For the weighted change analysis, nearly one-third of individuals declined an intervention, and as such, the sample size for the analysis was small. We created a limited number of trees for this study, and the small sample size increases the risk of overfitting of the dataset with under-estimation of the mean-squared error, although the nested cross-validation alleviates some of that concern. Moreover, certain factors such as race/ethnicity potentially influencing baseline severity were not available in the dataset; however, this would be adjusted for as part of the baseline score. The timing of initiation of chemotherapy and radiation therapy relative to endocrine therapy could potentially mitigate change in VMS, however, were not available for analysis.

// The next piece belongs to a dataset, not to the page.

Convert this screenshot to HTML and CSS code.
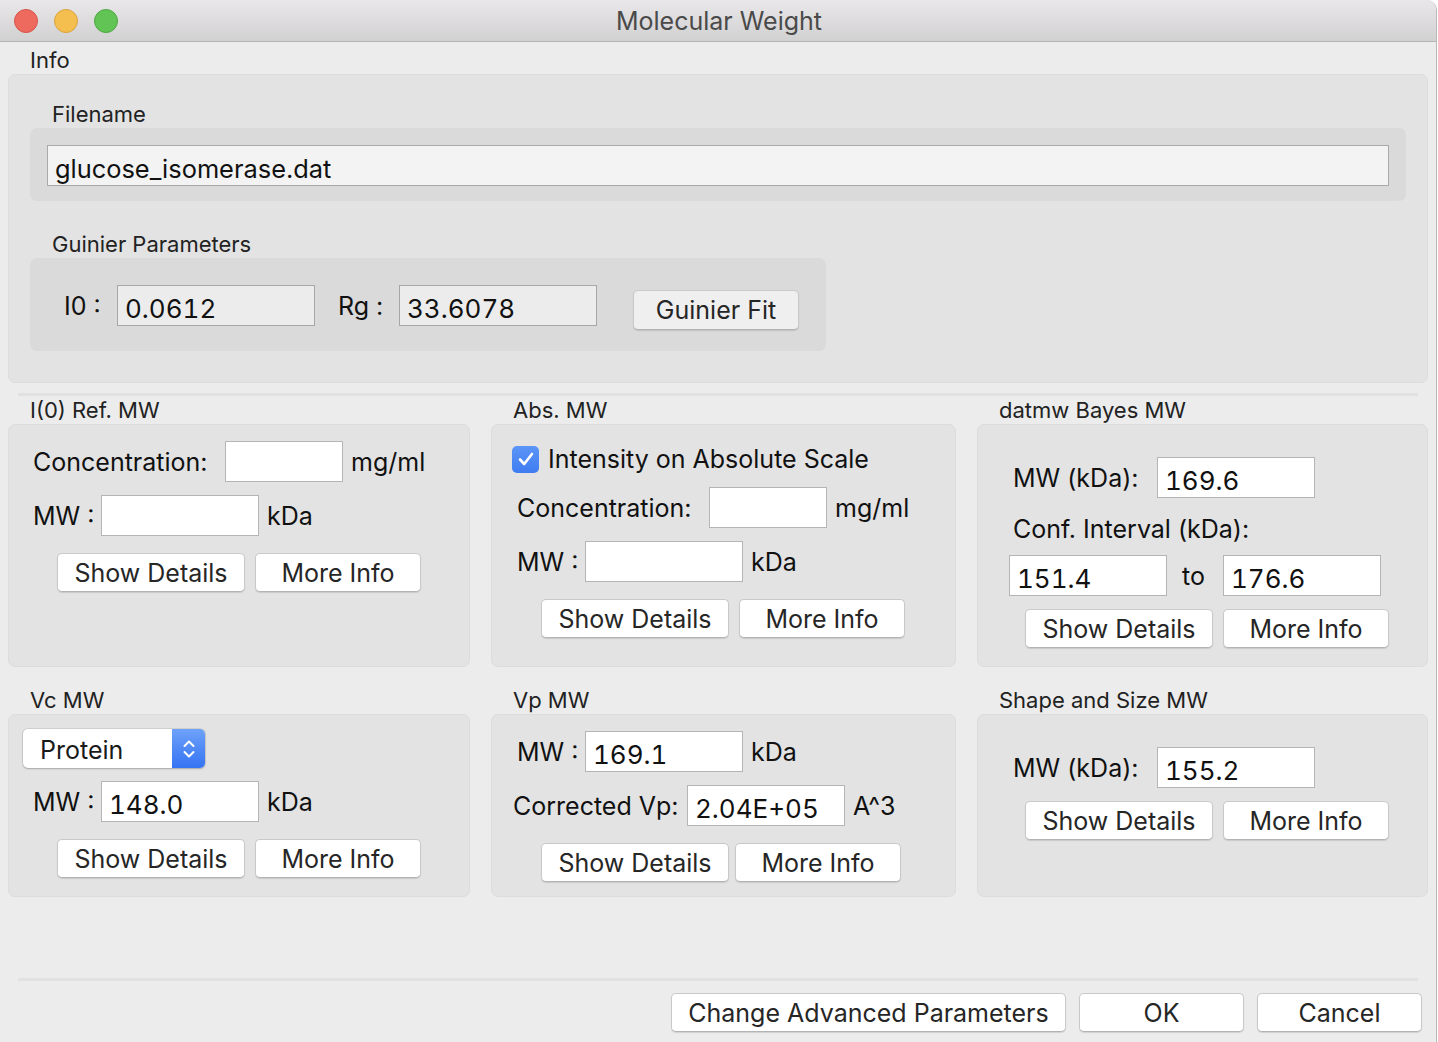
FILE: index.html
```html
<!DOCTYPE html>
<html>
<head>
<meta charset="utf-8">
<title>Molecular Weight</title>
<link rel="stylesheet" href="styles.css">
</head>
<body>
<div class="window">
  <div class="titlebar">
    <div class="lights">
      <span class="light red"></span>
      <span class="light yellow"></span>
      <span class="light green"></span>
    </div>
    <div class="wtitle">Molecular Weight</div>
  </div>
  <div class="content">
    <div class="gtitle top">Info</div>
    <div class="box info">
      <div class="stitle st-file">Filename</div>
      <div class="inner fname">
        <div class="field file">glucose_isomerase.dat</div>
      </div>
      <div class="stitle st-guin">Guinier Parameters</div>
      <div class="inner guinier">
        <span class="lbl w-i0">I0 :</span>
        <div class="field ro">0.0612</div>
        <span class="lbl w-rg">Rg :</span>
        <div class="field ro">33.6078</div>
        <button class="btn fit">Guinier Fit</button>
      </div>
    </div>
    <div class="sep"></div>
    <div class="grid">
      <div class="group">
        <div class="gtitle">I(0) Ref. MW</div>
        <div class="box b-top">
          <div class="row r-ref1"><span class="lbl w-conc">Concentration:</span><div class="field w118"></div><span class="unit">mg/ml</span></div>
          <div class="row r-ref2"><span class="lbl w-mw">MW :</span><div class="field w158"></div><span class="unit">kDa</span></div>
          <div class="row btns r-refb"><button class="btn sd">Show Details</button><button class="btn mi">More Info</button></div>
        </div>
      </div>
      <div class="group">
        <div class="gtitle">Abs. MW</div>
        <div class="box b-top">
          <div class="row r-chk"><span class="check"><svg width="18" height="16" viewBox="0 0 18 16"><path d="M3 8.5 L7.2 13 L15 3" fill="none" stroke="#fff" stroke-width="2.6" stroke-linecap="round" stroke-linejoin="round"/></svg></span><span class="lbl">Intensity on Absolute Scale</span></div>
          <div class="row r-abs1"><span class="lbl w-conc">Concentration:</span><div class="field w118"></div><span class="unit">mg/ml</span></div>
          <div class="row r-abs2"><span class="lbl w-mw">MW :</span><div class="field w158"></div><span class="unit">kDa</span></div>
          <div class="row btns r-absb"><button class="btn sd">Show Details</button><button class="btn mi">More Info</button></div>
        </div>
      </div>
      <div class="group">
        <div class="gtitle">datmw Bayes MW</div>
        <div class="box b-top">
          <div class="row r-bay1"><span class="lbl w-mwk">MW (kDa):</span><div class="field w158">169.6</div></div>
          <div class="row r-bay2"><span class="lbl">Conf. Interval (kDa):</span></div>
          <div class="row r-bay3"><div class="field w158">151.4</div><span class="lbl w-to">to</span><div class="field w158">176.6</div></div>
          <div class="row btns r-bayb"><button class="btn sd">Show Details</button><button class="btn mi">More Info</button></div>
        </div>
      </div>
      <div class="group">
        <div class="gtitle g2">Vc MW</div>
        <div class="box b-bot">
          <div class="row r-pop">
            <div class="popup"><span class="ptext">Protein</span><span class="parrow"><svg width="14" height="24" viewBox="0 0 14 24"><path d="M2.5 9 L7 4.5 L11.5 9 M2.5 15 L7 19.5 L11.5 15" fill="none" stroke="#fff" stroke-width="2" stroke-linecap="round" stroke-linejoin="round"/></svg></span></div>
          </div>
          <div class="row r-vc2"><span class="lbl w-mw">MW :</span><div class="field w158">148.0</div><span class="unit">kDa</span></div>
          <div class="row btns r-vcb"><button class="btn sd">Show Details</button><button class="btn mi">More Info</button></div>
        </div>
      </div>
      <div class="group">
        <div class="gtitle g2">Vp MW</div>
        <div class="box b-bot">
          <div class="row r-vp1"><span class="lbl w-mw">MW :</span><div class="field w158">169.1</div><span class="unit">kDa</span></div>
          <div class="row r-vp2"><span class="lbl w-cvp">Corrected Vp:</span><div class="field w158">2.04E+05</div><span class="unit">A^3</span></div>
          <div class="row btns r-vpb"><button class="btn sd">Show Details</button><button class="btn mi tight">More Info</button></div>
        </div>
      </div>
      <div class="group">
        <div class="gtitle g2">Shape and Size MW</div>
        <div class="box b-bot">
          <div class="row r-bay1"><span class="lbl w-mwk">MW (kDa):</span><div class="field w158">155.2</div></div>
          <div class="row btns r-shb"><button class="btn sd">Show Details</button><button class="btn mi">More Info</button></div>
        </div>
      </div>
    </div>
    <div class="sep sep2"></div>
    <div class="footer">
      <button class="btn adv">Change Advanced Parameters</button>
      <button class="btn ok">OK</button>
      <button class="btn ok">Cancel</button>
    </div>
  </div>
</div>
</body>
</html>
```

FILE: styles.css
```css
* { box-sizing: border-box; }
html, body { margin: 0; padding: 0; background: #ffffff; }
body {
  font-family: Inter, "Liberation Sans", sans-serif;
  color: #1a1a1a;
  width: 1438px;
  height: 1042px;
  overflow: hidden;
}
.window {
  width: 1437px;
  height: 1042px;
  background: #ececec;
  border-right: 1px solid #b9b9b9;
  border-top-right-radius: 10px;
  overflow: hidden;
}
.titlebar {
  height: 42px;
  background: linear-gradient(#e9e7e9, #d2d1d2);
  border-bottom: 1px solid #b4b4b4;
  display: flex;
  align-items: center;
  position: relative;
}
.lights { display: flex; gap: 16px; padding-left: 14px; }
.light {
  width: 24px; height: 24px; border-radius: 50%;
  display: block;
}
.red { background: #ee6a5f; border: 1px solid #d5544b; }
.yellow { background: #f5bf4f; border: 1px solid #d9a33f; }
.green { background: #61c454; border: 1px solid #4ea744; }
.wtitle {
  position: absolute; left: 0; right: 0; top: 0; bottom: 0;
  display: flex; align-items: center; justify-content: center;
  font-size: 25px; color: #4a4a4a;
  pointer-events: none;
  padding-top: 1px;
  padding-left: 2px;
}
.content { display: flex; flex-direction: column; }

.gtitle {
  height: 28px;
  line-height: 28px;
  padding-left: 22px;
  font-size: 22px;
  color: #222;
}
.gtitle.top {
  height: 32px;
  padding-top: 4px;
  padding-left: 30px;
}
.box {
  background: #e3e3e3;
  border: 1px solid #dcdcdc;
  border-radius: 7px;
}
.info {
  margin-left: 8px;
  width: 1420px;
  height: 309px;
  display: flex; flex-direction: column;
}
.stitle {
  font-size: 22px; color: #222;
  height: 28px; line-height: 28px;
  padding-left: 43px;
}
.st-file { margin-top: 25px; }
.st-guin { margin-top: 29px; }
.inner {
  background: #dadada;
  border-radius: 7px;
  margin-left: 21px;
}
.fname {
  width: 1376px;
  height: 73px;
  padding: 17px 0 0 17px;
}
.field {
  height: 41px;
  background: #fff;
  border: 1px solid #b5b5b5;
  font-size: 26px;
  line-height: 31px;
  padding-top: 7px;
  padding-left: 7px;
  color: #111;
  white-space: nowrap;
  font-feature-settings: "tnum" 1;
  flex-shrink: 0;
}
.file {
  width: 1342px;
  background: #f3f3f3;
  border-color: #a9a9a9;
  font-feature-settings: normal;
  font-size: 25.4px;
}
.guinier {
  width: 796px;
  height: 93px;
  display: flex;
  align-items: center;
  padding-left: 34px;
  padding-top: 2px;
}
.ro { width: 198px; background: #ececec; border-color: #a7a7a7; }
.lbl { font-size: 25px; color: #111; white-space: nowrap; flex-shrink: 0; }
.w-i0 { width: 53px; }
.w-rg { width: 61px; margin-left: 23px; }
.btn {
  font-family: inherit;
  font-size: 25px;
  color: #262626;
  background: #fff;
  border: 1px solid #c9c9c9;
  border-bottom-color: #b3b3b3;
  border-radius: 5px;
  box-shadow: 0 1px 1px rgba(0,0,0,0.12);
  height: 39px;
  padding: 0;
  margin: 0;
  display: flex; align-items: center; justify-content: center;
  flex-shrink: 0;
}
.fit { width: 166px; height: 40px; margin-left: 36px; background: #efefef; margin-top: 8px; }

.sep {
  height: 3px;
  background: #e1e1e1;
  margin: 10px 0 0 18px;
  width: 1400px;
}
.grid {
  display: grid;
  grid-template-columns: 462px 465px 451px;
  column-gap: 21px;
  margin-left: 8px;
}
.grid .gtitle.g2 { height: 47px; padding-top: 19px; }
.b-top { height: 243px; display: flex; flex-direction: column; }
.b-bot { height: 183px; display: flex; flex-direction: column; }
.row { display: flex; align-items: center; }
.unit { font-size: 25px; color: #111; margin-left: 8px; }
.w118 { width: 118px; }
.w158 { width: 158px; }
.w-conc { width: 192px; }
.w-mw { width: 68px; }
.w-mwk { width: 144px; }
.w-cvp { width: 174px; }
.w-to { width: 56px; padding-left: 15px; }
.btns { gap: 10px; }
.sd { width: 188px; }
.mi { width: 166px; }
.tight { margin-left: -4px; }

/* I(0) Ref */
.r-ref1 { margin: 16px 0 0 24px; }
.r-ref2 { margin: 13px 0 0 24px; }
.r-refb { margin: 17px 0 0 48px; }
/* Abs */
.r-chk { margin: 20px 0 0 20px; height: 28px; }
.check {
  width: 27px; height: 27px; border-radius: 5px;
  background: linear-gradient(#5b95f7, #3f7cf1);
  display: flex; align-items: center; justify-content: center;
  margin-right: 9px;
}
.r-abs1 { margin: 14px 0 0 25px; }
.r-abs2 { margin: 13px 0 0 25px; }
.r-absb { margin: 17px 0 0 49px; }
/* Bayes */
.r-bay1 { margin: 32px 0 0 35px; }
.r-bay2 { margin: 10px 0 0 35px; height: 41px; }
.r-bay3 { margin: 6px 0 0 31px; }
.r-bayb { margin: 13px 0 0 47px; }
/* Vc */
.r-pop { margin: 14px 0 0 14px; }
.popup {
  width: 182px; height: 39px;
  background: #fff;
  border-radius: 5px;
  box-shadow: 0 0 0 1px rgba(0,0,0,0.08), 0 1px 2px rgba(0,0,0,0.2);
  display: flex;
  overflow: hidden;
}
.ptext { flex: 1; font-size: 25px; color: #1a1a1a; line-height: 39px; padding-left: 17px; padding-top: 2px; }
.parrow {
  width: 33px;
  background: linear-gradient(#6fa2f9, #3473f3);
  display: flex; align-items: center; justify-content: center;
}
.r-vc2 { margin: 13px 0 0 24px; }
.r-vcb { margin: 17px 0 0 48px; }
/* Vp */
.r-vp1 { margin: 16px 0 0 25px; }
.r-vp2 { margin: 13px 0 0 21px; }
.r-vpb { margin: 17px 0 0 49px; }
/* Shape */
.r-shb { margin: 13px 0 0 47px; }

.sep2 { margin-top: 81px; }
.footer {
  display: flex;
  justify-content: flex-end;
  gap: 13px;
  padding-right: 14px;
  margin-top: 12px;
}
.adv { width: 395px; }
.ok { width: 165px; }
```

Given the absence of an external population, we utilized the same dataset to perform the weighted change analysis, as well as the CART analysis, which can introduce biases in model performance. We moreover have not tested the predictive capabilities of our CART model in an external population of breast cancer patients experiencing VMS.

Conclusion

We have outlined a novel technique to determine a weighted change score for VMS in breast cancer patients accounting for baseline severity. This approach has potential applicability across a broad range of patient-reported outcome measures and cancer disease sites.

Reporting checklists

The TRIPOD checklist [40] is included with the supplementary materials (Supplementary Information 8). The consolidated JMIR AI checklist [41] is also completed (Supplementary Information 9) as the TRIPOD did not specifically cover AI modeling studies at time of submission.